I will never know what god, creation, fate or what the hell ever had a hand in strapping us together for that last year of Steves life had in mind. The only thing I keep telling myself is there is supposed to be a lesson in this for me somewhere, and for the life of me I am still not sure I have found it.

We partied a lot those nights and days. There were times that we were out and didnt go "home" for weeks. Of course I checked on my son, and even had a job off and on during this time, but these were the days.... literally. And I had no idea. After all the drunken driving, after all the dangerous things we did to ourselves with little or no fear.... one night Steves car stalled out.. he had went to pick up Susan and was then on the way to get me, when a cop pulled up. The cop found old opened alcohol containers in Steves car, and quickly cited him with that ticket. Of course that ticket cost him his license.

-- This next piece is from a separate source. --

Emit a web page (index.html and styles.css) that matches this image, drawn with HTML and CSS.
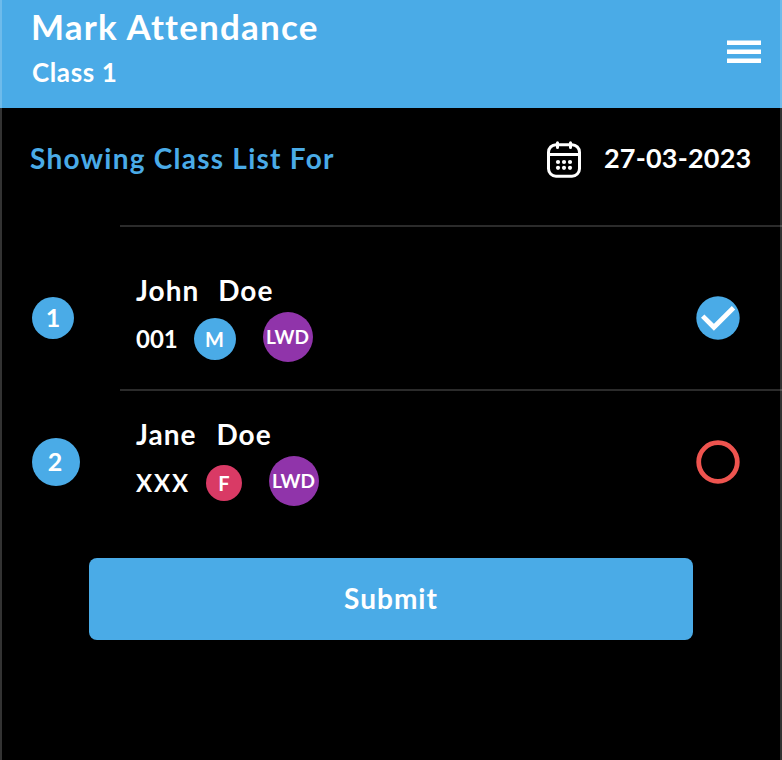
FILE: index.html
```
<!DOCTYPE html>
<html lang="en">
<head>
<meta charset="utf-8">
<title>Mark Attendance</title>
<link rel="stylesheet" href="styles.css">
</head>
<body>
<div class="screen">
  <header class="header">
    <div>
      <h1 class="title">Mark Attendance</h1>
      <p class="subtitle">Class 1</p>
    </div>
    <svg class="menu" width="34" height="24" viewBox="0 0 34 24" fill="#fff"><path d="M0 .4h34v4.5H0zM0 9.4h34v4.5H0zM0 18.5h34v4.5H0z"/></svg>
  </header>
  <section class="toolbar">
    <h2 class="caption">Showing Class List For</h2>
    <svg class="calendar" width="34" height="38" viewBox="0 0 34 38" fill="none" stroke="#fff" stroke-width="3" stroke-linecap="round"><rect x="1.5" y="3.7" width="31" height="31.5" rx="7.5"/><path d="M2 13.5h30M10.5 1.8v4.7M23.5 1.8v4.7"/><g fill="#fff" stroke="none"><circle cx="11" cy="21" r="2.1"/><circle cx="17" cy="21" r="2.1"/><circle cx="23" cy="21" r="2.1"/><circle cx="11" cy="26.8" r="2.1"/><circle cx="17" cy="26.8" r="2.1"/><circle cx="23" cy="26.8" r="2.1"/></g></svg>
    <span class="date">27-03-2023</span>
  </section>
  <main>
    <article class="row first">
      <div class="index"><span class="number small">1</span></div>
      <div class="student">
        <div class="name"><span>John</span><span>Doe</span></div>
        <div class="details"><span class="roll">001</span><span class="badge male">M</span><span class="badge lwd">LWD</span></div>
      </div>
      <svg class="status" width="44" height="44" viewBox="0 0 44 44"><circle cx="22" cy="22" r="21.7" fill="#4aabe7"/><path d="m6.7 20.1 11.2 11.2L37.5 11.7" fill="none" stroke="#fff" stroke-width="4.8"/></svg>
    </article>
    <article class="row second">
      <div class="index"><span class="number">2</span></div>
      <div class="student">
        <div class="name"><span>Jane</span><span>Doe</span></div>
        <div class="details"><span class="roll">XXX</span><span class="badge female">F</span><span class="badge lwd">LWD</span></div>
      </div>
      <svg class="status" width="44" height="44" viewBox="0 0 44 44"><circle cx="22" cy="22" r="19.3" fill="none" stroke="#ee544f" stroke-width="4.8"/></svg>
    </article>
  </main>
  <button class="submit">Submit</button>
</div>
</body>
</html>
```
FILE: styles.css
```
* { box-sizing: border-box; margin: 0; }
body { background: #000; color: #fff; font-family: Lato, "Open Sans", sans-serif; font-weight: 700; }
.screen { position: relative; height: 760px; overflow: hidden; }
.screen::after { content: ""; position: absolute; inset: 0; border: solid rgba(255, 255, 255, .2); border-width: 0 2px; pointer-events: none; }
.header { height: 108px; padding: 5px 21px 0 31px; display: flex; justify-content: space-between; background: #4aabe7; }
.title { font-size: 35px; line-height: 42px; font-weight: 700; letter-spacing: 1.2px; }
.subtitle { padding-left: 1px; font-size: 26px; line-height: 50px; letter-spacing: .6px; }
.menu { margin-top: 35px; }
.toolbar { height: 117px; padding: 0 30px 0 30px; display: flex; align-items: flex-start; }
.caption { flex: 1; font-size: 28px; line-height: 100px; font-weight: 700; color: #4aabe7; letter-spacing: 1.25px; white-space: nowrap; }
.calendar { margin: 33px 23px 0 0; }
.date { width: 148px; font-size: 27px; line-height: 100px; letter-spacing: .2px; }
.row { display: grid; grid-template-columns: 120px 1fr 86px; }
.first { height: 164px; }
.second { height: 169px; }
.index { padding: 49px 0 0 32px; }
.first .index { padding-top: 72px; }
.number { display: flex; align-items: center; justify-content: center; width: 48px; height: 48px; padding: 0 2px 2px 0; border-radius: 50%; background: #4aabe7; font-size: 25px; }
.number.small { width: 42px; height: 42px; padding-right: 0; }
.student, .status { grid-row: 1; }
.student { grid-column: 2 / 4; border-top: 2px solid #2b2b2b; padding: 25px 0 0 16px; height: 100%; }
.first .student { padding-top: 45px; }
.status { grid-column: 3; margin-top: 51px; }
.first .status { margin-top: 71px; }
.name { display: flex; gap: 20px; margin-bottom: 2px; font-size: 28px; line-height: 36px; letter-spacing: 1px; }
.first .name { gap: 19px; }
.details { display: flex; height: 54px; }
.roll { width: 42px; font-size: 24px; line-height: 57px; }
.second .roll { width: 53px; letter-spacing: 1.9px; }
.badge { display: grid; place-items: center; padding-bottom: 1px; border-radius: 50%; font-size: 20px; }
.male { width: 42px; height: 42px; margin: 8px 27px 0 16px; padding-right: 1px; background: #4aabe7; }
.female { width: 36px; height: 36px; margin: 11px 27px 0 17px; background: #d93a65; }
.lwd { width: 50px; height: 50px; margin-top: 2px; padding: 0 1px 2px 0; font-size: 19px; background: #9034aa; }
.submit { display: block; width: 604px; height: 82px; margin: 0 0 0 89px; padding: 0 0 3px; border: 0; border-radius: 8px; background: #4aabe7; color: #fff; font: inherit; font-size: 28px; letter-spacing: 1px; }
```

His car! All he could think about was that. How could he keep working at the pizza place delivering pizzas with no license? He couldnt. The nights we went out I always drove it seemed, because I stayed sober the most... and thats saying a bit. But then he lost his right to drive, and people seemed to disappear. Knowing the impending court date and that Steve would fly straight when he had to save his car or fun, they just stopped.. being there I guess. He was really raging the night before he had to go to work without a license about them just disappearing like that. Helping him get the ticket but not helping after, he was bitching hardcore. I had drove him to court over that fine. I remember the night and the words so distinctly it is still as if yesterday. He kept asking me what he was supposed to do. Making a joke out of the day I spent sitting in court with him, to find out he had to take Vasap, but couldnt work to pay the Vasap fine... the follow up meeting in the Vasap building where I heard him yelling and laughing in their faces when they told him the contradictory manner in which his options lay. I remember looking at him totally serious and never considering what I was offering when I told him "Dont worry about it, if we have to Ill drive you to work and to deliver your damn pizzas" I remember seeing that toothy white grin in the dark of the car as he looked at my face to see if I was joking.

"You would do that for me?" he had asked. His voice full of humor because he was positive I was joking around.

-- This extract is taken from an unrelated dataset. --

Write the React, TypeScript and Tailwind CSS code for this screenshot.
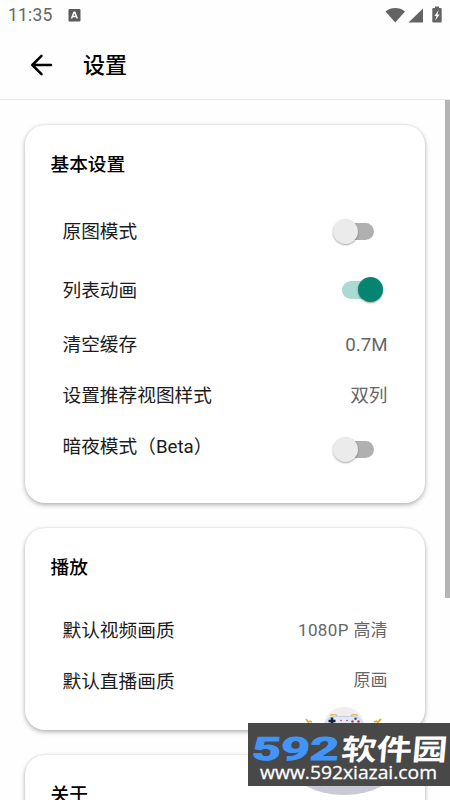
import { type ReactNode } from "react";

function StatusBar() {
  return (
    <div className="flex h-[30px] items-center justify-between pl-2 pr-2 text-[#666666]">
      <div className="flex items-center pt-px">
        <span className="w-[60px] text-[17.5px] leading-none tracking-[0.2px]">11:35</span>
        <svg width="13" height="14" viewBox="0 0 13 14">
          <rect x="0.5" y="0" width="12" height="12.5" rx="1" fill="#5b5b5b" />
          <path d="M3.5 9.5 6 3.2h.8l2.5 6.3M4.6 7.4h3.6" fill="none" stroke="#fff" strokeWidth="1.5" />
        </svg>
      </div>
      <svg width="58" height="18" viewBox="0 0 58 18" fill="#636363">
        <path d="M1.5 5.4C6.8.9 15.7.9 21 5.4L11.3 16.6Z" />
        <path d="M39 2.5v14H24.5Z" />
        <path
          fillRule="evenodd"
          d="M51 .5h4v1.6h1.7q1 0 1 1v12.5q0 1-1 1h-7.4q-1 0-1-1V3.1q0-1 1-1H51ZM54.7 4l-4.3 6h2.1l-1.3 4.6 4.4-6h-2.2Z"
        />
      </svg>
    </div>
  );
}

function Toggle({ on = false }: { on?: boolean }) {
  if (on) {
    return (
      <div className="relative h-[18px] w-[40px] rounded-full bg-[#abdad2]" role="switch" aria-checked="true">
        <span className="absolute -top-[4px] right-[-1px] size-[25px] rounded-full bg-[#058472] shadow-[0_1px_2px_rgba(0,0,0,0.4)]" />
      </div>
    );
  }
  return (
    <div className="relative mr-[14px] h-[17px] w-[36px] rounded-full bg-[#b0b0b0]" role="switch" aria-checked="false">
      <span className="absolute -left-[5px] -top-[4px] size-[25px] rounded-full bg-[#ebebeb] shadow-[0_1px_2px_rgba(0,0,0,0.35)]" />
    </div>
  );
}

function Card({ title, className, children }: { title: string; className: string; children?: ReactNode }) {
  return (
    <section
      className={`shrink-0 rounded-[20px] bg-white pl-[25.5px] pt-[27px] shadow-[0_2px_5px_rgba(0,0,0,0.28),0_0_3px_rgba(0,0,0,0.1)] ${className}`}
    >
      <h2 className="h-[51px] text-[18.7px] font-medium leading-[26px] text-black">{title}</h2>
      {children}
    </section>
  );
}

function Row({ label, className, children }: { label: ReactNode; className: string; children: ReactNode }) {
  return (
    <div className={`flex items-center justify-between pl-3 pr-[37.5px] ${className}`}>
      <span className="text-[18.7px] leading-[26px] text-[#1b1b1b]">{label}</span>
      {children}
    </div>
  );
}

function Watermark() {
  return (
    <svg className="absolute left-[248px] top-[700px]" width="202" height="100" viewBox="248 700 202 100">
      <ellipse cx="344" cy="765" rx="53" ry="30" fill="#c9cad6" />
      <circle cx="344" cy="728" r="21" fill="#eeeeef" />
      <path d="M325.5 725q1-7 7-8.5h23q6 1.5 7 8.5Z" fill="#e6e8f6" stroke="#c0c5e4" strokeWidth="0.8" />
      <path d="M332 717.5v7m-3.5-3.500h7" stroke="#132536" strokeWidth="2.6" />
      <path d="M330 715.5q3.5-1.8 7 0m14 0q3.500-1.800 7 0" fill="none" stroke="#e2b93b" strokeWidth="1.4" />
      <g fill="#b3435b">
        <circle cx="341" cy="720.5" r=".8" />
        <circle cx="347" cy="720.5" r=".8" />
        <circle cx="352.5" cy="721.5" r="1.3" />
        <circle cx="358.5" cy="721.5" r="1.3" />
      </g>
      <circle cx="355.5" cy="718.8" r="1.3" fill="#32599c" />
      <path d="m306 719 3 4m0-2 3 1m69-3-4 4m0-2-3 1" stroke="#d9ae36" strokeWidth="1.8" fill="none" />
      <rect x="248" y="723" width="202" height="63" fill="#484848" />
      <g transform="translate(251 759.5) skewX(-5)">
        <text
          className="font-[Roboto,sans-serif] text-[32px] font-bold"
          fill="#4295f7"
          stroke="#4295f7"
          strokeWidth="1"
          strokeLinejoin="miter"
          textLength="87"
          lengthAdjust="spacingAndGlyphs"
        >
          592
        </text>
      </g>
      <g transform="translate(340.500 759.500) skewX(-5)">
        <text
          className="font-['Noto_Sans_CJK_SC',sans-serif] text-[29px] font-bold"
          fill="#fff"
          textLength="106"
          lengthAdjust="spacingAndGlyphs"
        >
          软件园
        </text>
      </g>
      <text
        x="260"
        y="779"
        className="font-['Open_Sans',sans-serif] text-[19px]"
        fill="#fff"
        stroke="#fff"
        strokeWidth="0.3"
        textLength="177"
        lengthAdjust="spacingAndGlyphs"
      >
        www.592xiazai.com
      </text>
    </svg>
  );
}

export default function App() {
  return (
    <div
      lang="zh-CN"
      className="relative flex h-[800px] w-[450px] flex-col overflow-hidden bg-[#fefefe] font-[Roboto,'Noto_Sans_CJK_SC',sans-serif]"
    >
      <StatusBar />
      <header className="flex h-[70px] shrink-0 items-center border-b border-[#e8e8e8] pl-[30px]">
        <svg width="23" height="22" viewBox="0 0 23 22" fill="none" stroke="#000" strokeWidth="2.5" strokeLinecap="round" strokeLinejoin="round">
          <path d="M21 11H2.3M11.5 1.8 2.3 11l9.2 9.2" />
        </svg>
        <h1 className="pl-[30px] pt-[2px] text-[22px] font-medium leading-8 text-black">设置</h1>
      </header>
      <main className="flex min-h-0 flex-1 justify-between">
        <div className="flex flex-col gap-[25px] pl-[25px] pt-[25px]">
          <Card title="基本设置" className="h-[378px] w-[400px]">
            <Row label="原图模式" className="h-[58.5px]">
              <div className="pb-[2px]">
                <Toggle />
              </div>
            </Row>
            <Row label="列表动画" className="h-[58.5px]">
              <div className="pb-[2px] pr-[6px]">
                <Toggle on />
              </div>
            </Row>
            <Row label="清空缓存" className="h-[50.5px]">
              <span className="text-[18.7px] leading-[26px] text-[#666666]">0.7M</span>
            </Row>
            <Row label="设置推荐视图样式" className="h-[51px]">
              <span className="text-[18.7px] leading-[26px] text-[#666666]">双列</span>
            </Row>
            <Row label="暗夜模式（Beta）" className="h-[50.5px]">
              <div className="pt-[6px]">
                <Toggle />
              </div>
            </Row>
          </Card>
          <Card title="播放" className="h-[202px] w-[400px]">
            <Row label="默认视频画质" className="h-[50.5px]">
              <span className="pb-[2px] text-[17px] leading-[26px] text-[#666666]">
                <span className="tracking-[0.4px]">1080P </span>高清
              </span>
            </Row>
            <Row label="默认直播画质" className="h-[51px]">
              <span className="pb-[4px] text-[17px] leading-[26px] text-[#666666]">原画</span>
            </Row>
          </Card>
          <Card title="关于" className="h-[200px] w-[400px]" />
        </div>
        <div className="h-[498px] w-[5px] bg-[#b4b4b4]" />
      </main>
      <Watermark />
    </div>
  );
}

"Why wouldnt I?" I had replied, matter of factly and never thinking twice about it.
I dont remember him ever replying to that. I think it shocked him to know he had such a friend. Im sure he expected me to abandoned him like most in his short life already had, but I had no intentions of ever doing so. He was only slightly different towards me after that. But not noticable to anyone but me. Perhaps thats why in the end I felt so horribly wrong, so terribly guilty and so awfully responsible.